• Instruction
Retype each line of the material exactly, please, skipping any picture in it.

• Data provided
>> Start
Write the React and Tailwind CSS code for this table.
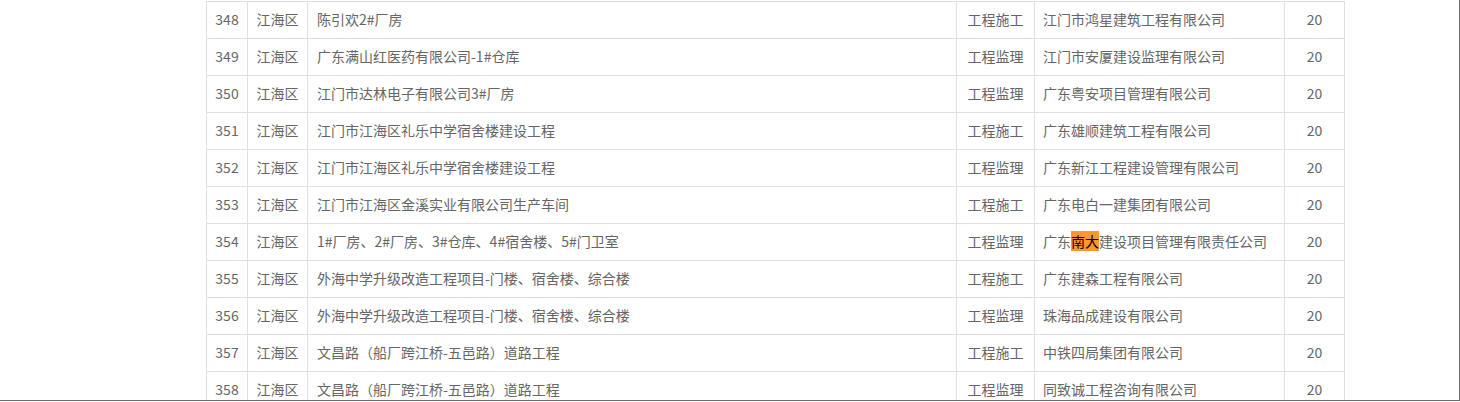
const rows = [
  ['348', '江海区', '陈引欢2#厂房', '工程施工', '江门市鸿星建筑工程有限公司', '20'],
  ['349', '江海区', '广东满山红医药有限公司-1#仓库', '工程监理', '江门市安厦建设监理有限公司', '20'],
  ['350', '江海区', '江门市达林电子有限公司3#厂房', '工程监理', '广东粤安项目管理有限公司', '20'],
  ['351', '江海区', '江门市江海区礼乐中学宿舍楼建设工程', '工程施工', '广东雄顺建筑工程有限公司', '20'],
  ['352', '江海区', '江门市江海区礼乐中学宿舍楼建设工程', '工程监理', '广东新江工程建设管理有限公司', '20'],
  ['353', '江海区', '江门市江海区金溪实业有限公司生产车间', '工程施工', '广东电白一建集团有限公司', '20'],
  ['354', '江海区', '1#厂房、2#厂房、3#仓库、4#宿舍楼、5#门卫室', '工程监理', 'HL', '20'],
  ['355', '江海区', '外海中学升级改造工程项目-门楼、宿舍楼、综合楼', '工程施工', '广东建森工程有限公司', '20'],
  ['356', '江海区', '外海中学升级改造工程项目-门楼、宿舍楼、综合楼', '工程监理', '珠海品成建设有限公司', '20'],
  ['357', '江海区', '文昌路（船厂跨江桥-五邑路）道路工程', '工程施工', '中铁四局集团有限公司', '20'],
  ['358', '江海区', '文昌路（船厂跨江桥-五邑路）道路工程', '工程监理', '同致诚工程咨询有限公司', '20'],
]

export default function App() {
  return (
    <div className="w-[1460px] h-[402px] bg-white">
      <div className="h-[401px] border-r border-b border-[#6b6b6b] overflow-hidden pt-px"
        style={{ fontFamily: '"Microsoft YaHei", "Noto Sans CJK SC", "Noto Sans", sans-serif' }}>
        <table className="ml-[206px] w-[1138px] table-fixed border-collapse text-[14px] text-[#666]">
          <colgroup>
            <col className="w-[41px]" />
            <col className="w-[60px]" />
            <col className="w-[649px]" />
            <col className="w-[78px]" />
            <col className="w-[250px]" />
            <col className="w-[60px]" />
          </colgroup>
          <tbody>
            {rows.map((r) => (
              <tr key={r[0]} className="h-[37px]">
                <td className="border border-[#e0e0e0] text-center pt-0 pb-[2px] px-0">{r[0]}</td>
                <td className="border border-[#e0e0e0] text-center pt-0 pb-[2px] px-0">{r[1]}</td>
                <td className="border border-[#e0e0e0] px-[9px] pt-0 pb-[2px] whitespace-nowrap">{r[2]}</td>
                <td className="border border-[#e0e0e0] text-center pt-0 pb-[2px] px-0 whitespace-nowrap">{r[3]}</td>
                <td className="border border-[#e0e0e0] px-[8px] pt-0 pb-[2px] whitespace-nowrap">
                  {r[4] === 'HL' ? (
                    <>广东<span className="bg-[#ff9632] text-black">南大</span>建设项目管理有限责任公司</>
                  ) : r[4]}
                </td>
                <td className="border border-[#e0e0e0] text-center pt-0 pb-[2px] px-0">{r[5]}</td>
              </tr>
            ))}
          </tbody>
        </table>
      </div>
    </div>
  )
}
>> End
• Response to the task
Write the React and Tailwind CSS code for this table.
const rows = [
  ['348', '江海区', '陈引欢2#厂房', '工程施工', '江门市鸿星建筑工程有限公司', '20'],
  ['349', '江海区', '广东满山红医药有限公司-1#仓库', '工程监理', '江门市安厦建设监理有限公司', '20'],
  ['350', '江海区', '江门市达林电子有限公司3#厂房', '工程监理', '广东粤安项目管理有限公司', '20'],
  ['351', '江海区', '江门市江海区礼乐中学宿舍楼建设工程', '工程施工', '广东雄顺建筑工程有限公司', '20'],
  ['352', '江海区', '江门市江海区礼乐中学宿舍楼建设工程', '工程监理', '广东新江工程建设管理有限公司', '20'],
  ['353', '江海区', '江门市江海区金溪实业有限公司生产车间', '工程施工', '广东电白一建集团有限公司', '20'],
  ['354', '江海区', '1#厂房、2#厂房、3#仓库、4#宿舍楼、5#门卫室', '工程监理', 'HL', '20'],
  ['355', '江海区', '外海中学升级改造工程项目-门楼、宿舍楼、综合楼', '工程施工', '广东建森工程有限公司', '20'],
  ['356', '江海区', '外海中学升级改造工程项目-门楼、宿舍楼、综合楼', '工程监理', '珠海品成建设有限公司', '20'],
  ['357', '江海区', '文昌路（船厂跨江桥-五邑路）道路工程', '工程施工', '中铁四局集团有限公司', '20'],
  ['358', '江海区', '文昌路（船厂跨江桥-五邑路）道路工程', '工程监理', '同致诚工程咨询有限公司', '20'],
]

export default function App() {
  return (
    <div className="w-[1460px] h-[402px] bg-white">
      <div className="h-[401px] border-r border-b border-[#6b6b6b] overflow-hidden pt-px"
        style={{ fontFamily: '"Microsoft YaHei", "Noto Sans CJK SC", "Noto Sans", sans-serif' }}>
        <table className="ml-[206px] w-[1138px] table-fixed border-collapse text-[14px] text-[#666]">
          <colgroup>
            <col className="w-[41px]" />
            <col className="w-[60px]" />
            <col className="w-[649px]" />
            <col className="w-[78px]" />
            <col className="w-[250px]" />
            <col className="w-[60px]" />
          </colgroup>
          <tbody>
            {rows.map((r) => (
              <tr key={r[0]} className="h-[37px]">
                <td className="border border-[#e0e0e0] text-center pt-0 pb-[2px] px-0">{r[0]}</td>
                <td className="border border-[#e0e0e0] text-center pt-0 pb-[2px] px-0">{r[1]}</td>
                <td className="border border-[#e0e0e0] px-[9px] pt-0 pb-[2px] whitespace-nowrap">{r[2]}</td>
                <td className="border border-[#e0e0e0] text-center pt-0 pb-[2px] px-0 whitespace-nowrap">{r[3]}</td>
                <td className="border border-[#e0e0e0] px-[8px] pt-0 pb-[2px] whitespace-nowrap">
                  {r[4] === 'HL' ? (
                    <>广东<span className="bg-[#ff9632] text-black">南大</span>建设项目管理有限责任公司</>
                  ) : r[4]}
                </td>
                <td className="border border-[#e0e0e0] text-center pt-0 pb-[2px] px-0">{r[5]}</td>
              </tr>
            ))}
          </tbody>
        </table>
      </div>
    </div>
  )
}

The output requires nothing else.